===== DATA TO PROCESS =====

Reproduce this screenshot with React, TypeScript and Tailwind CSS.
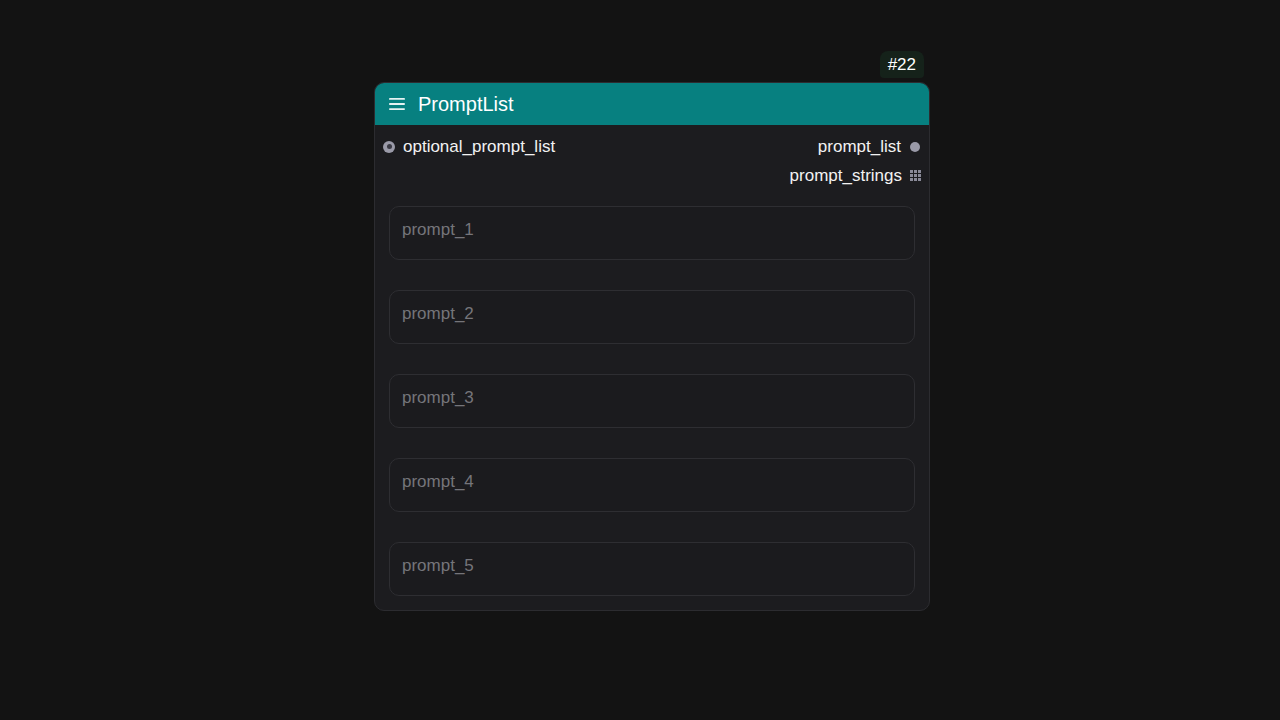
import React from 'react';

const prompts = ['prompt_1', 'prompt_2', 'prompt_3', 'prompt_4', 'prompt_5'];

function GridDots() {
  return (
    <svg width="11" height="11" viewBox="0 0 11 11" className="text-[#8a8a98]">
      {[0, 4, 8].map((y) =>
        [0, 4, 8].map((x) => (
          <rect key={`${x}-${y}`} x={x} y={y} width="3" height="3" fill="currentColor" />
        ))
      )}
    </svg>
  );
}

export default function App() {
  return (
    <div
      className="w-[1280px] h-[720px] bg-[#131313] flex"
      style={{ fontFamily: '"Liberation Sans", Arial, sans-serif' }}
    >
      <div className="mt-[51px] ml-[374px] w-[556px] flex flex-col">
        {/* Node id badge */}
        <div className="flex justify-end pr-[6px]">
          <div className="h-[27px] px-[8px] rounded-t-[8px] rounded-b-[4px] bg-[#15221a] text-white text-[17px] leading-[27px]">
            #22
          </div>
        </div>

        {/* Node */}
        <div className="mt-[4px] rounded-[10px] border border-[#2c2c30] bg-[#1c1c1f] overflow-hidden">
          {/* Header */}
          <div className="h-[42px] bg-[#078080] flex items-center pl-[14px] gap-[13px]">
            <svg width="16" height="14" viewBox="0 0 16 14" className="text-[#e6f3f3]">
              <rect x="0" y="1" width="16" height="1.8" rx="0.9" fill="currentColor" />
              <rect x="0" y="6.1" width="16" height="1.8" rx="0.9" fill="currentColor" />
              <rect x="0" y="11.2" width="16" height="1.8" rx="0.9" fill="currentColor" />
            </svg>
            <span className="text-white text-[20px]">PromptList</span>
          </div>

          {/* Body */}
          <div className="pt-[7px] pb-[14px] px-[14px] flex flex-col">
            <div className="h-[29px] flex items-center justify-between -mx-[6px]">
              <div className="flex items-center gap-[8px]">
                <span className="w-[12px] h-[12px] rounded-full bg-[#9a9aa8] flex items-center justify-center">
                  <span className="w-[5px] h-[5px] rounded-full bg-[#3a3a44]" />
                </span>
                <span className="text-[#f2f2f2] text-[17px]">optional_prompt_list</span>
              </div>
              <div className="flex items-center gap-[9px]">
                <span className="text-[#f2f2f2] text-[17px]">prompt_list</span>
                <span className="w-[10px] h-[10px] rounded-full bg-[#9a9aa8] mr-[1px]" />
              </div>
            </div>
            <div className="h-[29px] flex items-center justify-end -mx-[6px]">
              <div className="flex items-center gap-[8px]">
                <span className="text-[#f2f2f2] text-[17px]">prompt_strings</span>
                <GridDots />
              </div>
            </div>

            <div className="mt-[16px] flex flex-col gap-[30px]">
              {prompts.map((p) => (
                <div
                  key={p}
                  className="h-[54px] rounded-[10px] border border-[#2e2e32] bg-[#1b1b1e] px-[12px] pt-[10px] text-[#75757a] text-[17px]"
                >
                  {p}
                </div>
              ))}
            </div>
          </div>
        </div>
      </div>
    </div>
  );
}
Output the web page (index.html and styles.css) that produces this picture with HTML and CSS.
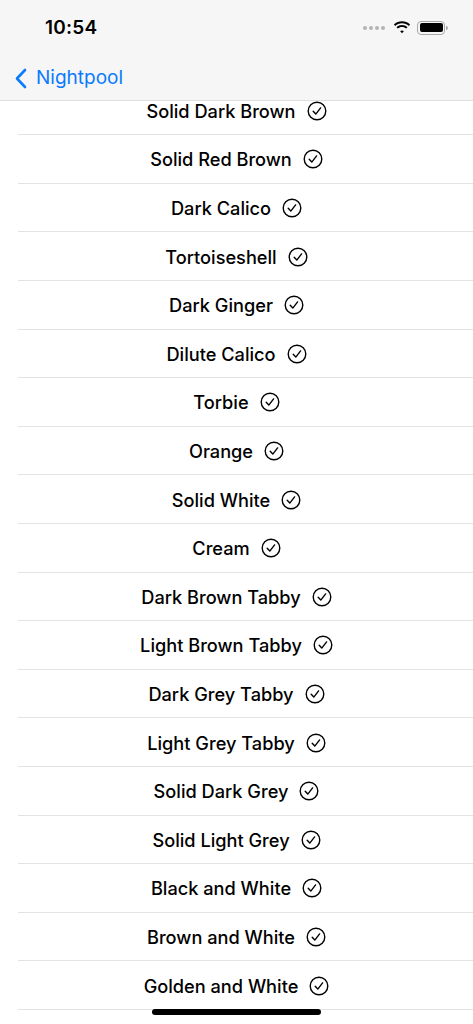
FILE: index.html
```html
<!DOCTYPE html>
<html>
<head>
<meta charset="utf-8">
<link rel="stylesheet" href="styles.css">
</head>
<body>
<header class="topbar">
  <div class="status">
    <span class="time">10:54</span>
    <div class="status-icons">
      <span class="dots"><i></i><i></i><i></i><i></i></span>
      <svg class="wifi" width="18" height="13" viewBox="0 0 18 13">
        <path d="M9 2.2c2.6 0 5 1 6.8 2.7l1.3-1.4C14.9 1.4 12.1.3 9 .3S3.1 1.4.9 3.5l1.3 1.4C4 3.2 6.4 2.2 9 2.2z" fill="#000"/>
        <path d="M9 5.9c1.6 0 3.1.6 4.2 1.7l1.3-1.4C13.1 4.8 11.1 4 9 4S4.9 4.8 3.5 6.2l1.3 1.4C5.9 6.5 7.4 5.9 9 5.9z" fill="#000"/>
        <path d="M9 9.5c.7 0 1.4.3 1.8.8L9 12.3 7.2 10.3c.4-.5 1.1-.8 1.8-.8z" fill="#000"/>
      </svg>
      <span class="battery"><span class="battery-fill"></span></span>
    </div>
  </div>
  <nav class="navbar">
    <a class="back">
      <svg width="13" height="21" viewBox="0 0 13 21"><path d="M11 2L3 10.5 11 19" fill="none" stroke="#0a7aff" stroke-width="2.6" stroke-linecap="round" stroke-linejoin="round"/></svg>
      <span>Nightpool</span>
    </a>
  </nav>
</header>
<main class="list">
  <div class="row"><span>Solid Dark Brown</span><svg class="check" viewBox="0 0 20 20"><circle cx="10" cy="10" r="8.8" fill="none" stroke="#000" stroke-width="1.4"/><path d="M6.2 10.3l2.6 2.8 4.8-6.2" fill="none" stroke="#000" stroke-width="1.4" stroke-linecap="round" stroke-linejoin="round"/></svg></div>
  <div class="row"><span>Solid Red Brown</span><svg class="check" viewBox="0 0 20 20"><circle cx="10" cy="10" r="8.8" fill="none" stroke="#000" stroke-width="1.4"/><path d="M6.2 10.3l2.6 2.8 4.8-6.2" fill="none" stroke="#000" stroke-width="1.4" stroke-linecap="round" stroke-linejoin="round"/></svg></div>
  <div class="row"><span>Dark Calico</span><svg class="check" viewBox="0 0 20 20"><circle cx="10" cy="10" r="8.8" fill="none" stroke="#000" stroke-width="1.4"/><path d="M6.2 10.3l2.6 2.8 4.8-6.2" fill="none" stroke="#000" stroke-width="1.4" stroke-linecap="round" stroke-linejoin="round"/></svg></div>
  <div class="row"><span>Tortoiseshell</span><svg class="check" viewBox="0 0 20 20"><circle cx="10" cy="10" r="8.8" fill="none" stroke="#000" stroke-width="1.4"/><path d="M6.2 10.3l2.6 2.8 4.8-6.2" fill="none" stroke="#000" stroke-width="1.4" stroke-linecap="round" stroke-linejoin="round"/></svg></div>
  <div class="row"><span>Dark Ginger</span><svg class="check" viewBox="0 0 20 20"><circle cx="10" cy="10" r="8.8" fill="none" stroke="#000" stroke-width="1.4"/><path d="M6.2 10.3l2.6 2.8 4.8-6.2" fill="none" stroke="#000" stroke-width="1.4" stroke-linecap="round" stroke-linejoin="round"/></svg></div>
  <div class="row"><span>Dilute Calico</span><svg class="check" viewBox="0 0 20 20"><circle cx="10" cy="10" r="8.8" fill="none" stroke="#000" stroke-width="1.4"/><path d="M6.2 10.3l2.6 2.8 4.8-6.2" fill="none" stroke="#000" stroke-width="1.4" stroke-linecap="round" stroke-linejoin="round"/></svg></div>
  <div class="row"><span>Torbie</span><svg class="check" viewBox="0 0 20 20"><circle cx="10" cy="10" r="8.8" fill="none" stroke="#000" stroke-width="1.4"/><path d="M6.2 10.3l2.6 2.8 4.8-6.2" fill="none" stroke="#000" stroke-width="1.4" stroke-linecap="round" stroke-linejoin="round"/></svg></div>
  <div class="row"><span>Orange</span><svg class="check" viewBox="0 0 20 20"><circle cx="10" cy="10" r="8.8" fill="none" stroke="#000" stroke-width="1.4"/><path d="M6.2 10.3l2.6 2.8 4.8-6.2" fill="none" stroke="#000" stroke-width="1.4" stroke-linecap="round" stroke-linejoin="round"/></svg></div>
  <div class="row"><span>Solid White</span><svg class="check" viewBox="0 0 20 20"><circle cx="10" cy="10" r="8.8" fill="none" stroke="#000" stroke-width="1.4"/><path d="M6.2 10.3l2.6 2.8 4.8-6.2" fill="none" stroke="#000" stroke-width="1.4" stroke-linecap="round" stroke-linejoin="round"/></svg></div>
  <div class="row"><span>Cream</span><svg class="check" viewBox="0 0 20 20"><circle cx="10" cy="10" r="8.8" fill="none" stroke="#000" stroke-width="1.4"/><path d="M6.2 10.3l2.6 2.8 4.8-6.2" fill="none" stroke="#000" stroke-width="1.4" stroke-linecap="round" stroke-linejoin="round"/></svg></div>
  <div class="row"><span>Dark Brown Tabby</span><svg class="check" viewBox="0 0 20 20"><circle cx="10" cy="10" r="8.8" fill="none" stroke="#000" stroke-width="1.4"/><path d="M6.2 10.3l2.6 2.8 4.8-6.2" fill="none" stroke="#000" stroke-width="1.4" stroke-linecap="round" stroke-linejoin="round"/></svg></div>
  <div class="row"><span>Light Brown Tabby</span><svg class="check" viewBox="0 0 20 20"><circle cx="10" cy="10" r="8.8" fill="none" stroke="#000" stroke-width="1.4"/><path d="M6.2 10.3l2.6 2.8 4.8-6.2" fill="none" stroke="#000" stroke-width="1.4" stroke-linecap="round" stroke-linejoin="round"/></svg></div>
  <div class="row"><span>Dark Grey Tabby</span><svg class="check" viewBox="0 0 20 20"><circle cx="10" cy="10" r="8.8" fill="none" stroke="#000" stroke-width="1.4"/><path d="M6.2 10.3l2.6 2.8 4.8-6.2" fill="none" stroke="#000" stroke-width="1.4" stroke-linecap="round" stroke-linejoin="round"/></svg></div>
  <div class="row"><span>Light Grey Tabby</span><svg class="check" viewBox="0 0 20 20"><circle cx="10" cy="10" r="8.8" fill="none" stroke="#000" stroke-width="1.4"/><path d="M6.2 10.3l2.6 2.8 4.8-6.2" fill="none" stroke="#000" stroke-width="1.4" stroke-linecap="round" stroke-linejoin="round"/></svg></div>
  <div class="row"><span>Solid Dark Grey</span><svg class="check" viewBox="0 0 20 20"><circle cx="10" cy="10" r="8.8" fill="none" stroke="#000" stroke-width="1.4"/><path d="M6.2 10.3l2.6 2.8 4.8-6.2" fill="none" stroke="#000" stroke-width="1.4" stroke-linecap="round" stroke-linejoin="round"/></svg></div>
  <div class="row"><span>Solid Light Grey</span><svg class="check" viewBox="0 0 20 20"><circle cx="10" cy="10" r="8.8" fill="none" stroke="#000" stroke-width="1.4"/><path d="M6.2 10.3l2.6 2.8 4.8-6.2" fill="none" stroke="#000" stroke-width="1.4" stroke-linecap="round" stroke-linejoin="round"/></svg></div>
  <div class="row"><span>Black and White</span><svg class="check" viewBox="0 0 20 20"><circle cx="10" cy="10" r="8.8" fill="none" stroke="#000" stroke-width="1.4"/><path d="M6.2 10.3l2.6 2.8 4.8-6.2" fill="none" stroke="#000" stroke-width="1.4" stroke-linecap="round" stroke-linejoin="round"/></svg></div>
  <div class="row"><span>Brown and White</span><svg class="check" viewBox="0 0 20 20"><circle cx="10" cy="10" r="8.8" fill="none" stroke="#000" stroke-width="1.4"/><path d="M6.2 10.3l2.6 2.8 4.8-6.2" fill="none" stroke="#000" stroke-width="1.4" stroke-linecap="round" stroke-linejoin="round"/></svg></div>
  <div class="row"><span>Golden and White</span><svg class="check" viewBox="0 0 20 20"><circle cx="10" cy="10" r="8.8" fill="none" stroke="#000" stroke-width="1.4"/><path d="M6.2 10.3l2.6 2.8 4.8-6.2" fill="none" stroke="#000" stroke-width="1.4" stroke-linecap="round" stroke-linejoin="round"/></svg></div>
</main>
<div class="home-indicator"></div>
</body>
</html>
```

FILE: styles.css
```css
* { box-sizing: border-box; }
html, body {
  margin: 0;
  padding: 0;
  background: #fff;
  height: 1024px;
  overflow: hidden;
  font-family: Inter, "Liberation Sans", sans-serif;
  color: #000;
}
.topbar {
  position: fixed;
  top: 0;
  left: 0;
  right: 0;
  height: 101px;
  background: #f6f6f6;
  border-bottom: 1px solid #dedede;
  z-index: 5;
}
.status {
  height: 55px;
  display: flex;
  align-items: center;
  justify-content: space-between;
  padding: 0 28px 0 45px;
}
.time {
  font-size: 19px;
  font-weight: 600;
  letter-spacing: 0.2px;
  margin-top: -1px;
}
.status-icons {
  display: flex;
  align-items: center;
  gap: 6px;
}
.dots {
  display: flex;
  gap: 2px;
  margin-right: 2px;
}
.dots i {
  width: 4px;
  height: 4px;
  border-radius: 50%;
  background: #b4b4b4;
  display: block;
}
.battery {
  position: relative;
  width: 28px;
  height: 14px;
  border: 1.3px solid #a8a8a8;
  border-radius: 4px;
  padding: 1.5px;
  display: block;
}
.battery::after {
  content: "";
  position: absolute;
  right: -4px;
  top: 4px;
  width: 2px;
  height: 4px;
  border-radius: 0 2px 2px 0;
  background: #a8a8a8;
}
.battery-fill {
  display: block;
  width: 100%;
  height: 100%;
  background: #000;
  border-radius: 2px;
}
.navbar {
  height: 45px;
  display: flex;
  align-items: center;
  padding-left: 14px;
}
.back {
  display: flex;
  align-items: center;
  gap: 9px;
  color: #0a7aff;
  font-size: 19px;
}
.back svg { margin-top: 1px; }
.list {
  padding-top: 86.6px;
}
.row {
  height: 48.6px;
  margin-left: 18px;
  border-bottom: 1px solid #e3e3e3;
  display: flex;
  align-items: center;
  justify-content: center;
  gap: 11px;
  padding-right: 18px;
  padding-top: 1px;
  font-size: 18.2px;
  font-weight: 500;
}
.check {
  width: 20px;
  height: 20px;
  flex: none;
}
.home-indicator {
  position: fixed;
  bottom: 9px;
  left: 152px;
  width: 169px;
  height: 6px;
  border-radius: 3px;
  background: #000;
}
```
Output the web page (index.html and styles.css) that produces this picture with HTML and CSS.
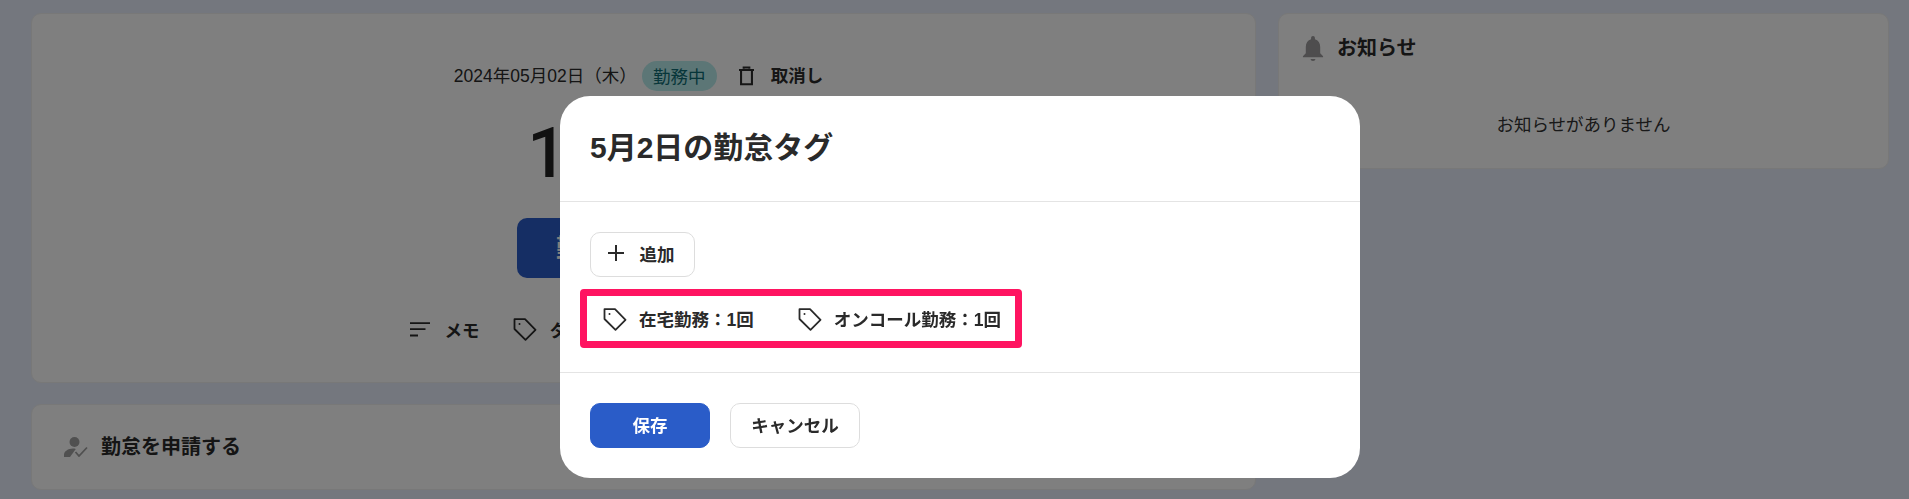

=====

### GIVEN INSTRUCTION
Only the lines from the top of the records through the line with "['prompt_1', 'prompt_2', 'prompt_3', 'prompt_4', 'prompt_5'];" belong in the copy; write them out exactly, leaving out pictures.

### RESULT OF THE EXERCISE
Reproduce this screenshot with React, TypeScript and Tailwind CSS.
import React from 'react';

const prompts = ['prompt_1', 'prompt_2', 'prompt_3', 'prompt_4', 'prompt_5'];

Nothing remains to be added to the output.